Y es que las cifras son llamativas. La FAO calcula que casi 7,5 millones de adultos de la Unión Europea (el 17%) padecen "inseguridad alimentaria grave" y 14 millones de adultos sufren una grave falta de alimentos. Y en el trienio 2014-2016 medio millón de españoles, 900.000 franceses o 2,7 millones de habitantes de Reino Unido vivían en un hogar donde al menos un adulto tenía problemas para comer lo necesario. Por eso, insiste en la necesidad de cambiar los sistemas alimentarios en sus fases de producción, distribución y consumo, para que se realicen de manera sostenible. Y destaca la necesidad de reducir drásticamente el desperdicio de alimentos, que son especialmente elevados en las zonas urbanas (mediante la redistribución y la reutilización de desechos como abono o para generar energía). Hoy día, los consumidores de los países ricos desperdician una cuarta parte de la comida que compran.

Así, los impactos de la forma en que nos alimentamos los seres humanos, cada vez más urbanos, es un debate que hoy, inevitablemente, está sobre la mesa. Según la arquitecta Carolyn Steel fue a partir del siglo XIX, con la industrialización, cuando las urbes comenzaron su expansión sin freno y el flujo de alimentos se tornó “invisible”, y proveniente de lugares lejanos. Entonces, la alimentación cambió su valor. Y se modificó la dieta. Los excedentes de grano se emplearon para alimentar a los animales y el consumo de carne en los países industrializados se disparó. Un modelo de alimentación que ha llevado a que, en la actualidad, tan sólo cinco empresas multinacionales controlen el 80% del comercio de alimentos, mientras que los pequeños productores que producen el 70% de la alimentación mundial viven en situación de pobreza, y son sistemáticamente privados de los recursos que necesitan para prosperar: agua, tecnología, inversión o crédito. Y a que enormes extensiones de tierra en África, y otros lugares, se cedan a inversores a precios muy bajos, o a que las subidas del precio del petróleo supongan drásticos aumentos en el precio de los alimentos básicos.

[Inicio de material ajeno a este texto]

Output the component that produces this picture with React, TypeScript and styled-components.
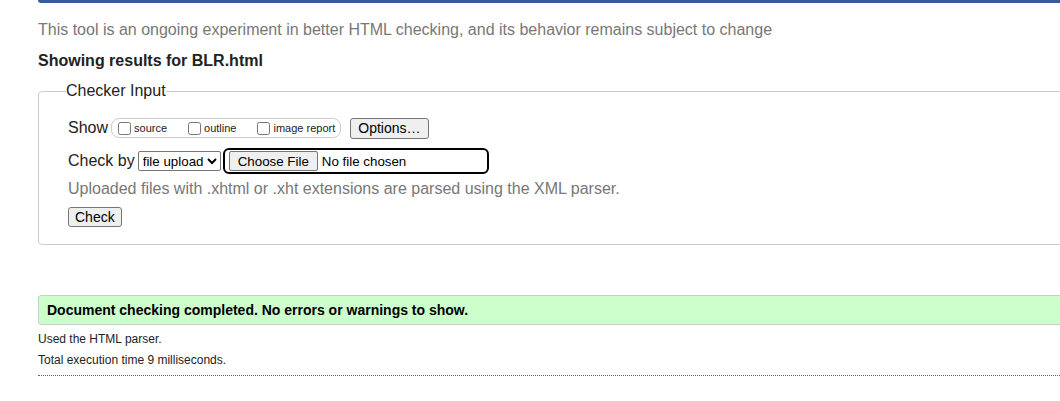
import { FC } from "react";
import styled, { createGlobalStyle } from "styled-components";

const GlobalStyle = createGlobalStyle`
    html, body {
        margin: 0;
        padding: 0;
        overflow: hidden;
        background: #fff;
    }
    body {
        font-family: "Liberation Sans", Arial, sans-serif;
        color: #222;
    }
`

const Page = styled.div`
    width: 1100px;
    padding-left: 38px;
`
const TopBar = styled.div`
    height: 3px;
    background: #365d96;
    border-bottom-left-radius: 6px;
`
const Intro = styled.p`
    margin: 18px 0 0;
    font-size: 16px;
    line-height: 18px;
    color: #777;
`
const Heading = styled.h2`
    margin: 13px 0 0;
    font-size: 16px;
    line-height: 18px;
    font-weight: bold;
    color: #222;
`
const Fieldset = styled.fieldset`
    margin: 12px 0 0;
    padding: 16px 0 17px 29px;
    border: 1px solid #ccc;
    border-radius: 4px;
    display: flex;
    flex-direction: column;
    align-items: flex-start;
`
const Legend = styled.legend`
    padding: 0;
    margin-left: -2px;
    font-size: 16px;
    line-height: 18px;
    color: #222;
`
const Row = styled.div<{ $h: number; $gap?: number }>`
    display: flex;
    align-items: center;
    height: ${p => p.$h}px;
    margin-top: ${p => p.$gap ?? 0}px;
    font-size: 16px;
    color: #222;
`
const Label = styled.span`
    margin-right: 3px;
`
const OptionGroup = styled.span`
    display: inline-flex;
    align-items: center;
    height: 18px;
    padding: 0 5px 0 1px;
    border: 1px solid #ccc;
    border-radius: 8px;
    margin-right: 9px;

    label {
        display: inline-flex;
        align-items: center;
        font-size: 11px;
        margin-right: 16px;
        color: #222;
    }
    label:last-child {
        margin-right: 0;
    }
    input {
        width: 13px;
        height: 13px;
        margin: 0 3px 0 5px;
    }
`
const Button = styled.button`
    font-family: "Liberation Sans", Arial, sans-serif;
    font-size: 14px;
    color: #000;
    background: #efefef;
    border: 1px solid #767676;
    border-radius: 3px;
    padding: 0 7px;
    height: 21px;
`
const Select = styled.select`
    font-family: "Liberation Sans", Arial, sans-serif;
    font-size: 13.33px;
    color: #000;
    height: 20px;
    border: 1px solid #767676;
    border-radius: 2px;
    background: #fff;
    padding: 0;
    margin-right: 2px;
`
const FileBox = styled.span`
    display: inline-flex;
    align-items: center;
    width: 258px;
    height: 22px;
    border: 2px solid #000;
    border-radius: 6px;
    padding-left: 4px;

    input {
        font-family: "Liberation Sans", Arial, sans-serif;
        font-size: 13.33px;
        color: #000;
    }
    input::file-selector-button {
        font-family: "Liberation Sans", Arial, sans-serif;
        font-size: 13.33px;
        height: 20px;
        padding: 0 8px;
        background: #efefef;
        border: 1px solid #767676;
        border-radius: 2px;
        margin-right: 4px;
    }
`
const Note = styled.p`
    margin: 5px 0 0;
    font-size: 16px;
    line-height: 18px;
    color: #777;
`
const CheckButton = styled(Button)`
    margin-top: 9px;
    height: 20px;
    padding: 0 6px;
`
const Success = styled.p`
    margin: 50px 0 0;
    height: 28px;
    display: flex;
    align-items: center;
    padding-left: 8px;
    background: #ccffcc;
    border: 1px solid #ccc;
    border-radius: 3px;
    font-size: 14px;
    font-weight: bold;
    color: #000;
`
const Details = styled.div`
    margin-top: 4px;
    font-size: 12px;
    line-height: 21px;
    color: #222;

    p {
        margin: 0;
    }
`
const Rule = styled.hr`
    margin: 4px 0 0;
    border: 0;
    border-top: 1px dotted #666;
`

const App: FC = () => {
    return (
        <>
            <GlobalStyle />
            <Page>
                <TopBar />
                <Intro>This tool is an ongoing experiment in better HTML checking, and its behavior remains subject to change</Intro>
                <Heading>Showing results for BLR.html</Heading>

                <Fieldset>
                    <Legend>Checker Input</Legend>

                    <Row $h={24}>
                        <Label>Show</Label>
                        <OptionGroup>
                            <label><input type="checkbox" />source</label>
                            <label><input type="checkbox" />outline</label>
                            <label><input type="checkbox" />image report</label>
                        </OptionGroup>
                        <Button>Options…</Button>
                    </Row>

                    <Row $h={28} $gap={7}>
                        <Label>Check by</Label>
                        <Select defaultValue="file">
                            <option value="address">address</option>
                            <option value="file">file upload</option>
                            <option value="text">text input</option>
                        </Select>
                        <FileBox>
                            <input type="file" />
                        </FileBox>
                    </Row>

                    <Note>Uploaded files with .xhtml or .xht extensions are parsed using the XML parser.</Note>
                    <CheckButton>Check</CheckButton>
                </Fieldset>

                <Success>Document checking completed. No errors or warnings to show.</Success>
                <Details>
                    <p>Used the HTML parser.</p>
                    <p>Total execution time 9 milliseconds.</p>
                </Details>
                <Rule />
            </Page>
        </>
    )
}

export default App;
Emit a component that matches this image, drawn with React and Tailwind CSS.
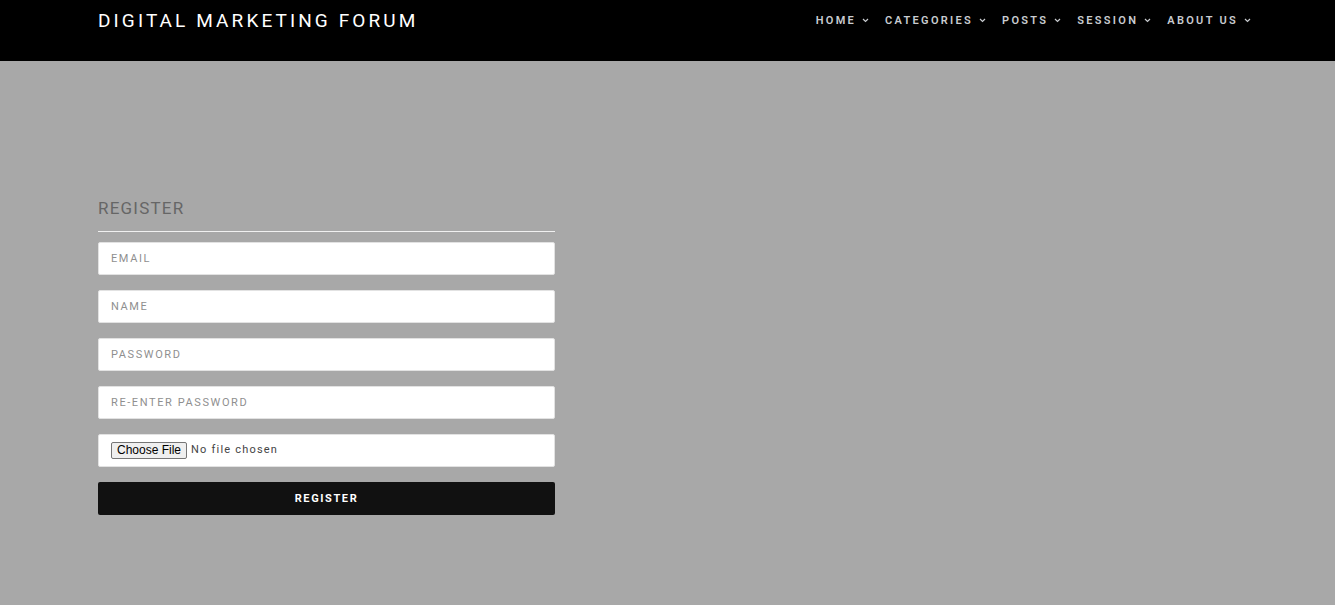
import React from "react";

const navItems = ["HOME", "CATEGORIES", "POSTS", "SESSION", "ABOUT US"];

function Chevron() {
  return (
    <svg width="7" height="5" viewBox="0 0 7 5" className="ml-[6px] mt-[-1px]">
      <path d="M1 1l2.5 2.5L6 1" fill="none" stroke="currentColor" strokeWidth="1.2" />
    </svg>
  );
}

function Field({ placeholder, type = "text" }) {
  return (
    <input
      type={type}
      placeholder={placeholder}
      className="w-full h-[33px] bg-white border border-[#e2e2e2] rounded-[2px] px-[12px] text-[11px] tracking-[1.6px] text-[#555] placeholder:text-[#8f8f8f] outline-none"
    />
  );
}

export default function App() {
  return (
    <div className="min-h-[605px] bg-[#a8a8a8] font-['Roboto',sans-serif]">
      <header className="h-[61px] bg-black flex items-start justify-between pl-[98px] pr-[84px]">
        <div className="mt-[9px] text-white text-[19px] tracking-[3.1px] leading-[24px]">
          DIGITAL MARKETING FORUM
        </div>
        <nav className="flex items-center mt-[14px] gap-[16px]">
          {navItems.map((item) => (
            <div key={item} className="flex items-center text-[#c9ccd0] text-[11px] font-semibold tracking-[2.3px] leading-[14px]">
              {item}
              <Chevron />
            </div>
          ))}
        </nav>
      </header>

      <main className="pl-[98px] pt-[137px] pb-[90px]">
        <div className="w-[457px]">
          <h2 className="text-[#666] text-[17px] tracking-[1.2px] leading-[20px] pb-[13px] border-b border-[#f0f0f0]">
            REGISTER
          </h2>
          <form className="flex flex-col gap-[15px] mt-[10px]">
            <Field placeholder="EMAIL" type="email" />
            <Field placeholder="NAME" />
            <Field placeholder="PASSWORD" type="password" />
            <Field placeholder="RE-ENTER PASSWORD" type="password" />
            <div className="h-[33px] bg-white border border-[#e2e2e2] rounded-[2px] px-[12px] flex items-center">
              <span className="h-[17px] px-[5px] border border-[#767676] rounded-[2px] bg-[#efefef] text-black text-[12px] leading-[15px] font-['Liberation_Sans',sans-serif]">
                Choose File
              </span>
              <span className="ml-[4px] text-[11px] tracking-[1.2px] text-[#444]">No file chosen</span>
            </div>
            <button
              type="button"
              className="h-[33px] pt-[1px] bg-[#111] rounded-[2px] text-white text-[11px] font-bold tracking-[1.6px]"
            >
              REGISTER
            </button>
          </form>
        </div>
      </main>
    </div>
  );
}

Por todo ello, desde 2015 las ciudades que se adhirieron al Pacto de Milán de Política Alimentaria Urbana acordaron trabajar para garantizar el acceso a alimentos saludables, promover la sostenibilidad en el sistema alimentario, sensibilizar a la población sobre las dietas saludables, y reducir el desperdicio alimentario. Y el Pacto, con el horizonte de 2050, supuso que las ciudades, por primera vez, empezaran a considerar como un nuevo ámbito de competencia municipal el tema de la alimentación.

Y, poco a poco, se van poniendo en marcha iniciativas orientadas a enfrentar estos desafíos desde las ciudades. Ha resurgido la agricultura urbana (con huertos urbanos ecológicos, granjas verticales, bosques de alimentos, techos verdes), nacen tiendas solidarias (con productos frescos más baratos para personas con rentas más bajas), grupos de consumo, restaurantes de tiempo (que ofrecen alimentos a cambio de trabajo), supermercados ecológicos, o nuevas alianzas con el territorio rural circundante.

Indudablemente, si en 2030 las ciudades albergan a cerca de 5.000 millones de personas, el vínculo entre medio rural y urbano será cada vez más importante. Y la FAO insiste: acabar con el hambre es una cuestión de voluntad política. Que requiere encaminarse hacia una soberanía alimentaria que facilite el igual acceso a una alimentación nutritiva y repiense, desde un enfoque sostenible, tanto la producción como la distribución de los alimentos, incluyendo las prácticas comerciales y las condiciones laborales. Que la agricultura y ganadería reduzcan drásticamente su huella de carbono. Y que las ciudades se comprometan a desarrollar sistemas alimentarios sostenibles conectados a su entorno cercano. De manera que, como recomienda también Oxfam, sea posible responder a los retos de una producción de alimentos sostenible, equitativa y resiliente.